Thai Green Curry Baked Salmon With Coconut Rice & Vegetable Ribbon Salad

Serves 2
Author Domestic Gothess



  • 125 g Thai jasmine rice
  • 240 ml (1 cup) coconut milk
  • 120 ml (1/2 cup) water
  • generous pinch salt
  • 2 tbsp unsweetened desiccated coconut


  • 2 boneless salmon fillets
  • 90 ml (6 tbsp) coconut milk
  • 3 tbsp Thai green curry paste

Salad Dressing

  • 1 tbsp sesame oil
  • 1 tbsp soy sauce
  • 1 tbsp rice wine vinegar
  • juice of 1/2 lime
  • 1 tsp honey
  • pinch salt


  • 1 medium courgette
  • 1 large carrot
  • 1 small or 1/2 large red pepper
  • 1 spring onion finely chopped
  • 1 small red chilli de-seeded and finely chopped
  • small handful coriander cilantro, finely chopped


  1. Pre-heat the oven to 180C/350F/gas mark 4.
  2. Place the rice, coconut milk, water and salt in a pan, bring up to the boil, stir, cover, turn down the heat to it's lowest setting. Simmer for about 20 minutes, until the rice has soaked up all the liquid, then remove from the heat and leave to stand (covered) for a further 10 minutes.
  3. Meanwhile, gently toast the desiccated coconut in a small pan until golden then set aside.
  4. While the rice is cooking, mix together the coconut milk and Thai green curry paste in a small oven dish (just large enough to fit the salmon in), place the salmon fillets in the dish and turn to coat well with the curry mixture; bake for about 20 minutes, or until the salmon is cooked to your liking.
  5. For the dressing, whisk together the sesame oil, soy sauce, vinegar, lime juice, honey and salt.
  6. Use a Y-shaped/flat bladed vegetable peeler to cut the carrot and courgette into ribbons. Slice the red pepper into thin strips. Place the vegetables in a large bowl with the spring onion, chilli and coriander, pour over the dressing and toss everything together; serve straight away with the salmon and rice topped with the toasted coconut.

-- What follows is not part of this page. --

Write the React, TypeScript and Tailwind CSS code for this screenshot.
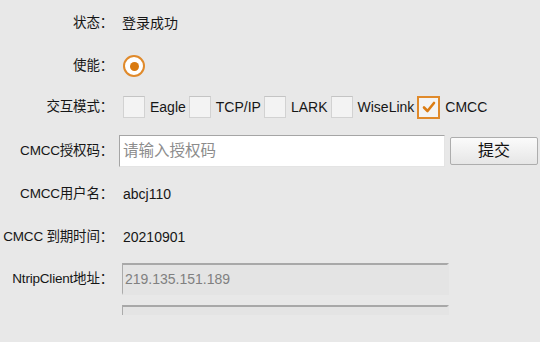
import React from 'react'

const font = { fontFamily: '"Liberation Sans", Arial, "Noto Sans CJK SC", sans-serif' }

const modes = ['Eagle', 'TCP/IP', 'LARK', 'WiseLink', 'CMCC']

function Label({ children }: { children: React.ReactNode }) {
  return <div className="w-[113px] shrink-0 text-right whitespace-nowrap text-[13.5px] tracking-[-0.2px]">{children}</div>
}

function CheckBox({ checked }: { checked?: boolean }) {
  if (checked) {
    return (
      <div className="w-[23px] h-[23px] border-2 border-[#e08a2b] bg-[#f4f4f4] flex items-center justify-center">
        <svg width="14" height="12" viewBox="0 0 14 12">
          <path d="M2 6.5 L5.5 10 L12 2" fill="none" stroke="#dc7d14" strokeWidth="2.6" strokeLinecap="round" strokeLinejoin="round" />
        </svg>
      </div>
    )
  }
  return <div className="w-[22px] h-[22px] border border-[#d2d2d2] border-t-[#c4c4c4] bg-[#f3f3f3]" />
}

export default function App() {
  return (
    <div className="w-[540px] h-[342px] bg-[#e8e8e8] text-[#161616] text-[14px] overflow-hidden" style={font}>
      {/* 状态 */}
      <div className="flex items-center h-[46px]">
        <Label>状态：</Label>
        <span className="ml-[9px]">登录成功</span>
      </div>

      {/* 使能 */}
      <div className="flex items-center h-[40px]">
        <Label>使能：</Label>
        <div className="ml-[10px] w-[22px] h-[22px] rounded-full border-2 border-[#e08a2b] bg-white flex items-center justify-center">
          <div className="w-[9px] h-[9px] rounded-full bg-[#d97a10]" />
        </div>
      </div>

      {/* 交互模式 */}
      <div className="flex items-center h-[42px]">
        <Label>交互模式：</Label>
        <div className="ml-[10px] flex items-center">
          {modes.map((m) => (
            <div key={m} className="flex items-center mr-[3px]">
              <CheckBox checked={m === 'CMCC'} />
              <span className="ml-[5px]">{m}</span>
            </div>
          ))}
        </div>
      </div>

      {/* 授权码 */}
      <div className="flex items-center h-[46px]">
        <Label>CMCC授权码：</Label>
        <div className="ml-[6px] w-[326px] h-[32px] bg-white border border-[#e4e4e4] border-t-[#a5a5a5] border-l-[#a5a5a5] flex items-center px-[3px] text-[15.5px] text-[#8c8c8c]">
          请输入授权码
        </div>
        <button className="ml-[5px] w-[88px] h-[28px] rounded-[2px] border border-[#adadad] bg-gradient-to-b from-[#fbfbfb] to-[#e6e6e6] text-[16px] text-[#111]">
          提交
        </button>
      </div>

      {/* 用户名 */}
      <div className="flex items-center h-[40px]">
        <Label>CMCC用户名：</Label>
        <span className="ml-[10px]">abcj110</span>
      </div>

      {/* 到期时间 */}
      <div className="flex items-center h-[46px]">
        <Label>CMCC 到期时间：</Label>
        <span className="ml-[10px]">20210901</span>
      </div>

      {/* NtripClient */}
      <div className="flex items-center h-[38px]">
        <Label>NtripClient地址：</Label>
        <div className="ml-[9px] w-[327px] h-[32px] bg-[#e4e4e4] border-2 border-[#e4e4e4] border-t-[#a8a8a8] border-l-[#ababab] border-l-[1.5px] flex items-center px-[2px] text-[#808080]">
          219.135.151.189
        </div>
      </div>

      {/* clipped next field */}
      <div className="flex mt-[7px] h-[10px] overflow-hidden">
        <div className="w-[113px] shrink-0" />
        <div className="ml-[9px] w-[327px] h-[32px] bg-[#e4e4e4] border-2 border-[#e4e4e4] border-t-[#a8a8a8] border-l-[#ababab] border-l-[1.5px]" />
      </div>
    </div>
  )
}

This post is an entry to the Foodies100 Chinese New Year recipe challenge sponsored by Blue Dragon. The range of Blue Dragon products is available in all major supermarkets at an RRP from £0.69. To find out more, visit

I am sharing this with Saucy Saturdays hosted by The Flavour Bender, Take Two Tapas, La Petit Chef and Mid-Life Croissant,  Fiesta Friday hosted by La Petite Casserole and Su’s Healthy Living, Foodie FriDIY, Foodie Friends Friday and Friday Features.

Link up your recipe of the week

14 Comments on Thai Green Curry Baked Salmon With Coconut Rice & Vegetable Ribbon Salad

  1. Margherita
    February 19, 2016 at 1:57 pm (2 years ago)

    Wow! The pictures are amazing… You could print and frame them! And the recipe, is simple and very elegant presented… thanks a lot for sharing such a beauty with us at FF!

    • hannahhossack
      February 27, 2016 at 2:12 pm (2 years ago)

      Aww thank you! That is very sweet of you 🙂

  2. Jhuls
    February 19, 2016 at 2:41 pm (2 years ago)

    The baked salmon sounds great and the vegetable ribbons are so pretty. And what a lovely stuffs to receive. Happy FF, Hannah. 🙂

    • hannahhossack
      February 27, 2016 at 2:11 pm (2 years ago)

      Thanks Jhuls 🙂

  3. chefjulianna
    February 20, 2016 at 1:10 am (2 years ago)

    Yum, this is right up my alley! What a gorgeous presentation!

    • hannahhossack
      February 27, 2016 at 2:10 pm (2 years ago)

      Thanks Julianna 🙂

  4. Suchitra
    February 20, 2016 at 10:42 pm (2 years ago)

    Margy is absolutely right! The pictures are just gorgeous! I love the meal you have created that is colorful, balanced, healthy and most importantly quick and easy to put together! Thanks for bringing it to FF! Have a great weekend!

    • hannahhossack
      February 27, 2016 at 2:10 pm (2 years ago)

      Thank you! Quick, easy and healthy = my ideal meal! Have a great weekend!

  5. Zeba@Food For The Soul
    February 21, 2016 at 11:59 am (2 years ago)

    This has all of my favorite thai flavors and love the presentation…thanks for sharing. Looking forward to trying out the recipe.

    • hannahhossack
      February 27, 2016 at 2:09 pm (2 years ago)

      Thank you!

  6. Elinor
    February 21, 2016 at 7:40 pm (2 years ago)

    Wonderfully fresh looking. Perfect when some of us **me** are still trying to lose those extra Christmas pounds! Elinor x

    • hannahhossack
      February 27, 2016 at 2:09 pm (2 years ago)

      Ha! You and me both :-/ Thanks Elinor x

  7. tentimestea
    February 22, 2016 at 1:22 am (2 years ago)

    This way of using the curry paste is so creative, and it came out so beautifully, especially paired with that colourful ribbony salad!

    • hannahhossack
      February 27, 2016 at 2:08 pm (2 years ago)

      Thank you! It has become one of my new favourite meals, and the salad is so tasty (and healthy!)